Furthermore, data may be unusable even when stored in its original raw form. Before using machine learning methods, data may still need to be modified, transformed, or prepared. This is typically the responsibility of data scientists, who frequently lack the necessary data engineering and data integration skills. Data preparation can be a difficult and very time-consuming task.

New methods, such as data virtualisation, are required to solve these problems, reduce data science workloads, and enable organisations to fully capitalise on a data lake or data lakehouse and existing technology investments.

Data Does Not Need a Destination

Data virtualisation allows data scientists to access more data in the format that is most appropriate for their needs. It is not necessary to replicate or move the data into a single repository. When serving the various data needs across the business, data can remain at the source, reducing the need to materialise data into a target repository.

It provides a single point of access to all data, regardless of where it is stored or how it is formatted. For data scientists, data virtualisation reduces the need for additional data replicas.

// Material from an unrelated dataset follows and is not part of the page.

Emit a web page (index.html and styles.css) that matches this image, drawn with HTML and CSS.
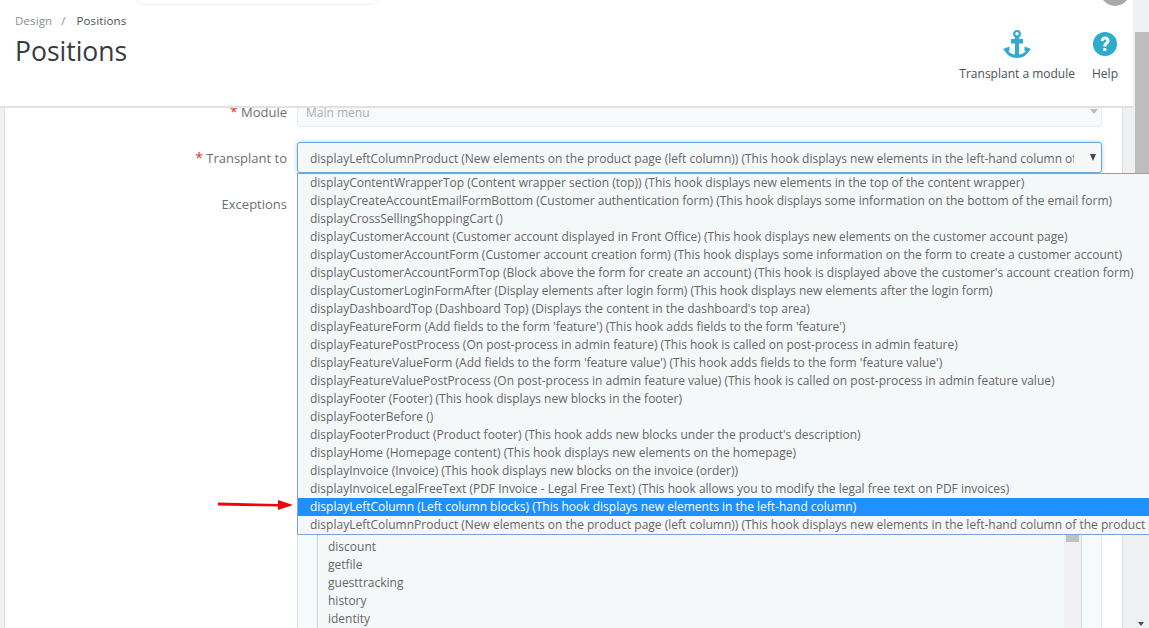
FILE: index.html
```html
<!DOCTYPE html>
<html lang="en">
<head>
<meta charset="utf-8">
<title>Positions</title>
<link rel="stylesheet" href="styles.css">
</head>
<body>
<div class="viewport">
  <div class="page">
    <header class="head">
      <div class="search-edge"></div>
      <div class="avatar"></div>
      <div class="head-left">
        <nav class="crumbs"><span class="crumb">Design</span><span class="sep">/</span><span class="crumb-cur">Positions</span></nav>
        <h1 class="title">Positions</h1>
      </div>
      <div class="toolbar">
        <a class="tool">
          <svg class="tool-icon" viewBox="0 0 30 30" width="30" height="30"><circle cx="15" cy="4.800" r="2.800" fill="none" stroke="#2eacce" stroke-width="2.200"/><rect x="13" y="8" width="4" height="19" fill="#2eacce"/><rect x="9" y="10" width="12" height="4.500" fill="#2eacce"/><path d="M1 20 L7.500 17.500 L7.500 22 L6 21.800 C8 24.500 11 25.800 15 26 C19 25.800 22 24.500 24 21.800 L22.500 22 L22.500 17.500 L29 20 L27.500 21.500 C25 26 21 29 15 29 C9 29 5 26 2.500 21.500 Z" fill="#2eacce"/></svg>
          <span class="tool-label">Transplant a module</span>
        </a>
        <a class="tool">
          <svg class="tool-icon" viewBox="0 0 30 30" width="30" height="30"><circle cx="15" cy="15" r="12" fill="#2eacce"/><path d="M10.800 12 c0 -6 8.700 -6 8.700 -.3 c0 3.500 -3.200 3 -3.200 5.800 h-3 c0 -4.300 3.100 -4 3.100 -5.800 c0 -1.800 -2.900 -1.800 -2.900 .5 z" fill="#fff"/><rect x="13.300" y="19" width="3" height="3" fill="#fff"/></svg>
          <span class="tool-label">Help</span>
        </a>
      </div>
    </header>
    <main class="content">
      <section class="panel">
        <div class="row row-module">
          <label class="label"><span class="req">*</span> Module</label>
          <div class="control select disabled">Main menu<span class="caret caret-muted"></span></div>
        </div>
        <div class="row row-transplant">
          <label class="label"><span class="req">*</span> Transplant to</label>
          <div class="control select focused"><span class="select-text">displayLeftColumnProduct (New elements on the product page (left column)) (This hook displays new elements in the left-hand column of the product page)</span><span class="caret"></span></div>
        </div>
        <div class="row row-exceptions">
          <label class="label">Exceptions</label>
          <div class="control exceptions">
            <div class="exc-list">
              <div class="exc-items">
                <div class="exc-item">discount</div>
                <div class="exc-item">getfile</div>
                <div class="exc-item">guesttracking</div>
                <div class="exc-item">history</div>
                <div class="exc-item">identity</div>
              </div>
              <div class="exc-scroll"><div class="exc-thumb"></div></div>
            </div>
          </div>
        </div>
      </section>
    </main>
  </div>
  <div class="scrollbar">
    <div class="sb-thumb"></div>
    <div class="sb-down"></div>
  </div>
  <ul class="dropdown">
    <li>displayContentWrapperTop (Content wrapper section (top)) (This hook displays new elements in the top of the content wrapper)</li>
    <li>displayCreateAccountEmailFormBottom (Customer authentication form) (This hook displays some information on the bottom of the email form)</li>
    <li>displayCrossSellingShoppingCart ()</li>
    <li>displayCustomerAccount (Customer account displayed in Front Office) (This hook displays new elements on the customer account page)</li>
    <li>displayCustomerAccountForm (Customer account creation form) (This hook displays some information on the form to create a customer account)</li>
    <li>displayCustomerAccountFormTop (Block above the form for create an account) (This hook is displayed above the customer's account creation form)</li>
    <li>displayCustomerLoginFormAfter (Display elements after login form) (This hook displays new elements after the login form)</li>
    <li>displayDashboardTop (Dashboard Top) (Displays the content in the dashboard's top area)</li>
    <li>displayFeatureForm (Add fields to the form 'feature') (This hook adds fields to the form 'feature')</li>
    <li>displayFeaturePostProcess (On post-process in admin feature) (This hook is called on post-process in admin feature)</li>
    <li>displayFeatureValueForm (Add fields to the form 'feature value') (This hook adds fields to the form 'feature value')</li>
    <li>displayFeatureValuePostProcess (On post-process in admin feature value) (This hook is called on post-process in admin feature value)</li>
    <li>displayFooter (Footer) (This hook displays new blocks in the footer)</li>
    <li>displayFooterBefore ()</li>
    <li>displayFooterProduct (Product footer) (This hook adds new blocks under the product's description)</li>
    <li>displayHome (Homepage content) (This hook displays new elements on the homepage)</li>
    <li>displayInvoice (Invoice) (This hook displays new blocks on the invoice (order))</li>
    <li>displayInvoiceLegalFreeText (PDF Invoice - Legal Free Text) (This hook allows you to modify the legal free text on PDF invoices)</li>
    <li class="selected">displayLeftColumn (Left column blocks) (This hook displays new elements in the left-hand column)</li>
    <li>displayLeftColumnProduct (New elements on the product page (left column)) (This hook displays new elements in the left-hand column of the product page)</li>
  </ul>
  <svg class="arrow" width="76" height="14" viewBox="0 0 76 14"><path d="M1 4.500 L61 6 L61 2 L76 7 L61 12 L61 8.500 L1 7.500 Z" fill="#f4000c"/></svg>
</div>
</body>
</html>
```
FILE: styles.css
```css
* { box-sizing: border-box; }
html, body { margin: 0; padding: 0; height: 100%; overflow: hidden; }
body { font-family: "Open Sans", "Noto Sans", sans-serif; font-size: 12px; color: #666; background: #eff0f1; }
.viewport { position: relative; display: flex; width: 1149px; height: 628px; overflow: hidden; }
.page { width: 1133px; height: 628px; display: flex; flex-direction: column; }
.head { position: relative; z-index: 2; height: 108px; flex: none; background: #fff; border-bottom: 2px solid #dfe2e3; display: flex; justify-content: space-between; padding: 0 13px 0 15px; }
.search-edge { position: absolute; left: 133px; top: -20px; width: 247px; height: 25px; border: 1px solid #eef0f1; border-radius: 12px; }
.avatar { position: absolute; left: 1100px; top: -24px; width: 30px; height: 30px; border-radius: 50%; background: #a9a9a9; }
.crumbs { margin-top: 12px; height: 18px; line-height: 18px; font-size: 11.500px; letter-spacing: .12px; display: flex; }
.crumb { color: #8a8f91; }
.sep { color: #8a8f91; margin: 0 11px 0 9px; }
.crumb-cur { color: #4a5256; }
.title { margin: 3px 0 0; font-size: 26.500px; line-height: 36px; font-weight: 400; color: #363a41; }
.toolbar { display: flex; gap: 15px; padding-top: 29px; }
.tool { display: flex; flex-direction: column; align-items: center; color: #4a5256; }
.tool-icon { display: block; }
.tool-label { margin-top: 6px; line-height: 18px; font-size: 12px; }
.content { flex: 1; min-height: 0; padding: 0 10px 0 4px; }
.panel { height: 100%; background: #fff; border-left: 1px solid #dfe2e3; border-right: 1px solid #dfe2e3; display: flex; flex-direction: column; }
.row { display: flex; gap: 10px; }
.label { width: 282px; flex: none; text-align: right; font-size: 13px; color: #6c6f71; line-height: 18px; }
.req { color: #e2342c; font-size: 14px; }
.control { width: 805px; flex: none; }
.select { position: relative; background: #f5f8f9; border: 1px solid #e4e8ea; border-radius: 3px; padding: 0 27px 0 12px; height: 31px; line-height: 31px; font-size: 12px; }
.select-text { display: block; white-space: nowrap; overflow: hidden; }
.disabled { color: #a9adaf; background: #f7f9fa; border-color: #e9ecee; height: 29px; line-height: 27px; padding-left: 8px; }
.focused { color: #666; border-color: #66a9e6; box-shadow: 0 0 4px rgba(102,175,233,.6); }
.row-module { margin-top: -10px; }
.row-module .label { padding-top: 5px; }
.row-transplant { margin-top: 15px; }
.row-transplant .label { padding-top: 7px; }
.row-exceptions { flex: 1; min-height: 0; }
.row-exceptions .label { padding-top: 22px; }
.caret { position: absolute; right: 5px; top: 11px; border-left: 3.500px solid transparent; border-right: 3.500px solid transparent; border-top: 7px solid #444; }
.caret-muted { border-left-width: 4.500px; border-right-width: 4.500px; border-top: 5px solid #b8bcbe; right: 3px; top: 10px; }
.exceptions { background: #f7fafc; border-left: 1px solid #dbe3ec; border-right: 1px solid #e4e8f0; padding: 0 19px; }
.exc-list { height: 100%; background: #f5f8f9; border-left: 1px solid #c8d3de; border-right: 1px solid #d5dadc; display: flex; }
.exc-items { flex: 1; padding: 365px 0 0 10px; }
.exc-item { height: 18px; line-height: 18px; font-size: 12px; }
.exc-scroll { width: 17px; padding: 0 2px; background: #f0f0f0; }
.exc-thumb { height: 369px; background: #c1c1c1; }
.scrollbar { position: relative; width: 16px; height: 628px; flex: none; background: #eff0f1; }
.sb-thumb { position: absolute; top: 32px; left: 2px; width: 14px; height: 470px; background: #bdbdbd; }
.sb-down { position: absolute; left: 5px; bottom: 2px; border-left: 3.500px solid transparent; border-right: 3.500px solid transparent; border-top: 4px solid #505050; }
.dropdown { position: absolute; z-index: 3; left: 297px; top: 173px; width: 860px; height: 362px; margin: 0; padding: 0; list-style: none; background: #f5f8f9; border: 1px solid #7da3d6; border-width: 1px 0 1px 1px; font-size: 12px; }
.dropdown li { height: 18px; line-height: 18px; padding-left: 12px; white-space: nowrap; color: #666; }
.dropdown .selected { background: #1e90ff; color: #fff; }
.arrow { position: absolute; left: 217px; top: 498px; }
```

It can provide various logical combinations and perspectives of the same physical data while still applying complex data transformation and required functions to the physical data to achieve the desired output.

Utilising data virtualisation provides a quick and cost-effective method of utilising data to meet the specific needs of various users and applications. It can be extremely beneficial in resolving some of the major issues that data science practitioners face. By leaving data at its source, data can be accessed in real-time.

A Logical Approach

Data virtualisation makes data integration more transparent and accessible. It presents all company data in a single system, but in a logical order. Using a logical first approach and virtualisation, you can reduce delivery times, data preparation efforts, and time to value significantly.

According to a recent Forrester research study titled ‘The Total Economic Impact of Using Data Virtualisation,’ data preparation efforts can be reduced by up to 67% by building and maintaining the logic for preparing data in one place, within the logical layer.

This logical approach also allows for a clear and efficient division of labour between data scientists and data engineers. Data engineers can create “reusable logical data sets” that expose information in ways that are suitable for many niche applications by utilising data virtualisation.

It reduces the complexity of navigating the data ecosystem while ensuring data security. Data, particularly personally identifiable information (PII), is a resource that must be handled ethically and responsibly.

The virtual layer’s unique combination with the data catalogue creates a powerful combination for empowering end users in self-service initiatives and accelerating ML initiatives.

It Makes Sense

As cloud adoption grows and data lakes and lakehouses become more common, data virtualisation will become increasingly important in boosting the output of ML initiatives.

Data science practitioners can alleviate the burden of data administration by leveraging data virtualisation to increase data access, take advantage of catalogue-based data discovery, and streamline data integration and data preparation efforts. Using a logical approach to data management and integration will enable the organisation to fully benefit from the abundance of data available!